Exercise »
Tally how many lines hold the string "styles". Your reply should be that number alone.

Stored data »
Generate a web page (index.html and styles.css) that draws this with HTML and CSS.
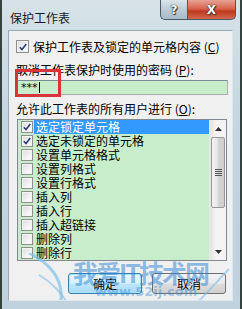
FILE: index.html
```html
<!DOCTYPE html>
<html lang="zh">
<head>
<meta charset="utf-8">
<link rel="stylesheet" href="styles.css">
</head>
<body>
<div class="window">
  <div class="titlebar">
    <span class="title">保护工作表</span>
    <div class="caption-btns">
      <div class="cbtn help"><span>?</span></div>
      <div class="cbtn close"><span>X</span></div>
    </div>
  </div>
  <div class="content">
    <div class="check-row">
      <span class="cb checked"><svg viewBox="0 0 8 8" width="8" height="8"><path d="M0.8 4.2 L3 6.6 L7.3 1" fill="none" stroke="#2a3f78" stroke-width="1.6"/></svg></span>
      <span class="txt">保护工作表及锁定的单元格内容 (<u>C</u>)</span>
    </div>
    <div class="label lbl-pw">取消工作表保护时使用的密码 (<u>P</u>):</div>
    <div class="pw-wrap">
      <div class="pw-input">***<span class="caret"></span></div>
      <div class="redbox"></div>
    </div>
    <div class="label lbl-allow">允许此工作表的所有用户进行 (<u>O</u>):</div>
    <div class="listbox">
      <ul class="items">
        <li class="item"><span class="cb checked"><svg viewBox="0 0 8 8" width="8" height="8"><path d="M0.8 4.2 L3 6.6 L7.3 1" fill="none" stroke="#2a3f78" stroke-width="1.6"/></svg></span><span class="itxt sel">选定锁定单元格</span></li>
        <li class="item"><span class="cb checked"><svg viewBox="0 0 8 8" width="8" height="8"><path d="M0.8 4.2 L3 6.6 L7.3 1" fill="none" stroke="#2a3f78" stroke-width="1.6"/></svg></span><span class="itxt">选定未锁定的单元格</span></li>
        <li class="item"><span class="cb"></span><span class="itxt">设置单元格格式</span></li>
        <li class="item"><span class="cb"></span><span class="itxt">设置列格式</span></li>
        <li class="item"><span class="cb"></span><span class="itxt">设置行格式</span></li>
        <li class="item"><span class="cb"></span><span class="itxt">插入列</span></li>
        <li class="item"><span class="cb"></span><span class="itxt">插入行</span></li>
        <li class="item"><span class="cb"></span><span class="itxt">插入超链接</span></li>
        <li class="item"><span class="cb"></span><span class="itxt">删除列</span></li>
        <li class="item"><span class="cb"></span><span class="itxt">删除行</span></li>
      </ul>
      <div class="scrollbar">
        <div class="arrow up"><svg viewBox="0 0 7 4" width="7" height="4"><path d="M0 4 L3.5 0 L7 4Z" fill="#333"/></svg></div>
        <div class="thumb">
          <div class="grip"><i></i><i></i><i></i><i></i></div>
        </div>
        <div class="track"></div>
        <div class="arrow down"><svg viewBox="0 0 7 4" width="7" height="4"><path d="M0 0 L3.5 4 L7 0Z" fill="#333"/></svg></div>
      </div>
    </div>
    <div class="buttons">
      <div class="btn default">确定</div>
      <div class="btn">取消</div>
    </div>
    <div class="watermark">
      <svg class="swoosh" viewBox="0 0 242 60" width="242" height="60">
        <path d="M28 0 C 52 12, 66 30, 58 58" fill="none" stroke="#7fc0e8" stroke-width="3" opacity="0.7"/>
        <path d="M38 22 C 52 30, 60 40, 68 52" fill="none" stroke="#7fc0e8" stroke-width="2" opacity="0.6"/>
        <path d="M196 50 C 210 36, 220 24, 228 16" fill="none" stroke="#7fc0e8" stroke-width="2" opacity="0.6"/>
      </svg>
      <div class="wm-big">我爱IT技术网</div>
      <div class="wm-small">www.52ij.com</div>
    </div>
  </div>
</div>
</body>
</html>
```

FILE: styles.css
```css
html, body {
  margin: 0;
  padding: 0;
}
body {
  width: 242px;
  height: 309px;
  overflow: hidden;
  background: #34433f;
  font-family: "Noto Sans CJK SC", "Noto Sans", sans-serif;
  font-size: 12px;
  color: #000;
}
.window {
  margin-left: 2px;
  width: 238px;
  height: 309px;
  box-sizing: border-box;
  padding: 0 7px 0 6px;
  background: linear-gradient(180deg, #d6e2e8 0%, #c4d6e0 40%, #bfd2dd 100%);
  display: flex;
  flex-direction: column;
  overflow: hidden;
}
.titlebar {
  height: 30px;
  display: flex;
  justify-content: space-between;
  align-items: flex-start;
  margin-right: -3px;
}
.title {
  margin-top: 10px;
  margin-left: 2px;
  line-height: 16px;
  font-size: 12px;
  color: #1a1a1a;
}
.caption-btns {
  display: flex;
}
.cbtn {
  height: 20px;
  box-sizing: border-box;
  border: 1px solid #4b5966;
  border-top: none;
  display: flex;
  align-items: center;
  justify-content: center;
  font-family: "DejaVu Sans", sans-serif;
  font-weight: bold;
  color: #fff;
}
.cbtn span {
  text-shadow: 0 0 1px #222, 0 0 1px #222, 1px 1px 1px #333;
}
.help {
  width: 27px;
  border-radius: 0 0 0 5px;
  border-right: none;
  background: linear-gradient(180deg, #dbe5ea 0%, #bccbd5 50%, #a8bbc8 100%);
  font-size: 12px;
}
.close {
  width: 49px;
  border-radius: 0 0 5px 0;
  background: linear-gradient(180deg, #e8a393 0%, #d8654f 45%, #c1381f 60%, #d06a4c 100%);
  font-size: 12px;
}
.content {
  position: relative;
  overflow: hidden;
  background: #f0f0f0;
  height: 271px;
  box-sizing: border-box;
  padding: 9px 5px 0 8px;
  border: 1px solid #9aa9b3;
  border-bottom-color: #dfe7ec;
  border-right-color: #dfe7ec;
  flex: none;
}
.check-row {
  display: flex;
  align-items: center;
  height: 13px;
  margin-left: -1px;
}
.cb {
  width: 13px;
  height: 13px;
  box-sizing: border-box;
  border: 1px solid #8f8f8f;
  background: linear-gradient(135deg, #dcdcdc 0%, #f6f6f6 70%, #ffffff 100%);
  box-shadow: inset 0 0 0 1px #f4f4f4;
  display: flex;
  align-items: center;
  justify-content: center;
  flex: none;
}
.txt {
  margin-left: 4px;
  line-height: 13px;
  white-space: nowrap;
}
.label {
  line-height: 14px;
  white-space: nowrap;
  margin-left: -1px;
}
.lbl-pw {
  margin-top: 10px;
}
.pw-wrap {
  position: relative;
  margin-top: 3px;
  margin-right: -1px;
}
.pw-input {
  height: 15px;
  box-sizing: border-box;
  border: 1px solid #abadb3;
  border-top-color: #7a8a99;
  background: #c8edcb;
  line-height: 13px;
  padding-left: 3px;
  font-family: "DejaVu Sans", sans-serif;
  font-size: 11px;
  display: flex;
  align-items: center;
}
.caret {
  display: inline-block;
  width: 1px;
  height: 11px;
  background: #000;
  margin-left: 1px;
}
.redbox {
  position: absolute;
  left: -2px;
  top: -11px;
  width: 46px;
  height: 28px;
  border: 3px solid #d9343a;
  box-sizing: border-box;
}
.lbl-allow {
  margin-top: 7px;
}
.listbox {
  margin-top: 3px;
  height: 142px;
  box-sizing: border-box;
  border: 1px solid #828790;
  background: #c8edcb;
  display: flex;
}
.items {
  list-style: none;
  margin: 0;
  padding: 0;
  flex: 1;
  min-width: 0;
}
.item {
  height: 14px;
  display: flex;
  align-items: center;
  padding-left: 3px;
}
.item .cb {
  width: 12px;
  height: 12px;
}
.itxt {
  flex: 1;
  margin-left: 1px;
  padding-left: 2px;
  height: 14px;
  line-height: 14px;
  white-space: nowrap;
}
.itxt.sel {
  background: #3399ff;
  color: #fff;
}
.scrollbar {
  width: 17px;
  flex: none;
  display: flex;
  flex-direction: column;
  background: linear-gradient(90deg, #e3e3e3 0%, #f4f4f4 40%, #f4f4f4 100%);
  border-left: 1px solid #e8e8e8;
  box-sizing: border-box;
}
.arrow {
  height: 17px;
  display: flex;
  align-items: center;
  justify-content: center;
  flex: none;
}
.thumb {
  height: 69px;
  margin: 0 1px;
  border: 1px solid #979797;
  border-radius: 2px;
  background: linear-gradient(90deg, #f2f2f2 0%, #e6e6e6 45%, #d4d4d4 55%, #cfcfcf 100%);
  display: flex;
  align-items: center;
  justify-content: center;
  flex: none;
}
.grip {
  display: flex;
  flex-direction: column;
  gap: 1px;
}
.grip i {
  display: block;
  width: 7px;
  height: 1px;
  background: #555;
}
.track {
  flex: 1;
}
.buttons {
  display: flex;
  justify-content: flex-end;
  gap: 10px;
  margin-top: 12px;
  margin-right: 1px;
}
.btn {
  width: 74px;
  height: 21px;
  box-sizing: border-box;
  border: 1px solid #707070;
  border-radius: 3px;
  background: linear-gradient(180deg, #f2f2f2 0%, #ebebeb 48%, #dddddd 52%, #cfcfcf 100%);
  display: flex;
  align-items: center;
  justify-content: center;
  line-height: 14px;
}
.btn.default {
  border-color: #3c7fb1;
  box-shadow: inset 0 0 0 1px #a6e5f8;
  background: linear-gradient(180deg, #eaf6fd 0%, #d9f0fc 48%, #bee6fd 52%, #a7d9f5 100%);
}
.watermark {
  position: absolute;
  left: 0;
  top: 222px;
  width: 226px;
  height: 47px;
  pointer-events: none;
}
.swoosh {
  position: absolute;
  left: -8px;
  top: 0;
}
.wm-big {
  position: absolute;
  left: 64px;
  top: 4px;
  font-size: 25px;
  line-height: 30px;
  font-weight: bold;
  letter-spacing: -2px;
  color: rgba(40, 130, 210, 0.5);
  white-space: nowrap;
  font-family: "Noto Sans CJK SC", "DejaVu Sans", sans-serif;
}
.wm-small {
  position: absolute;
  left: 86px;
  top: 32px;
  font-size: 13px;
  line-height: 14px;
  font-weight: bold;
  color: rgba(40, 130, 210, 0.4);
  font-family: "DejaVu Sans", sans-serif;
  white-space: nowrap;
}
```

Finished answer »
3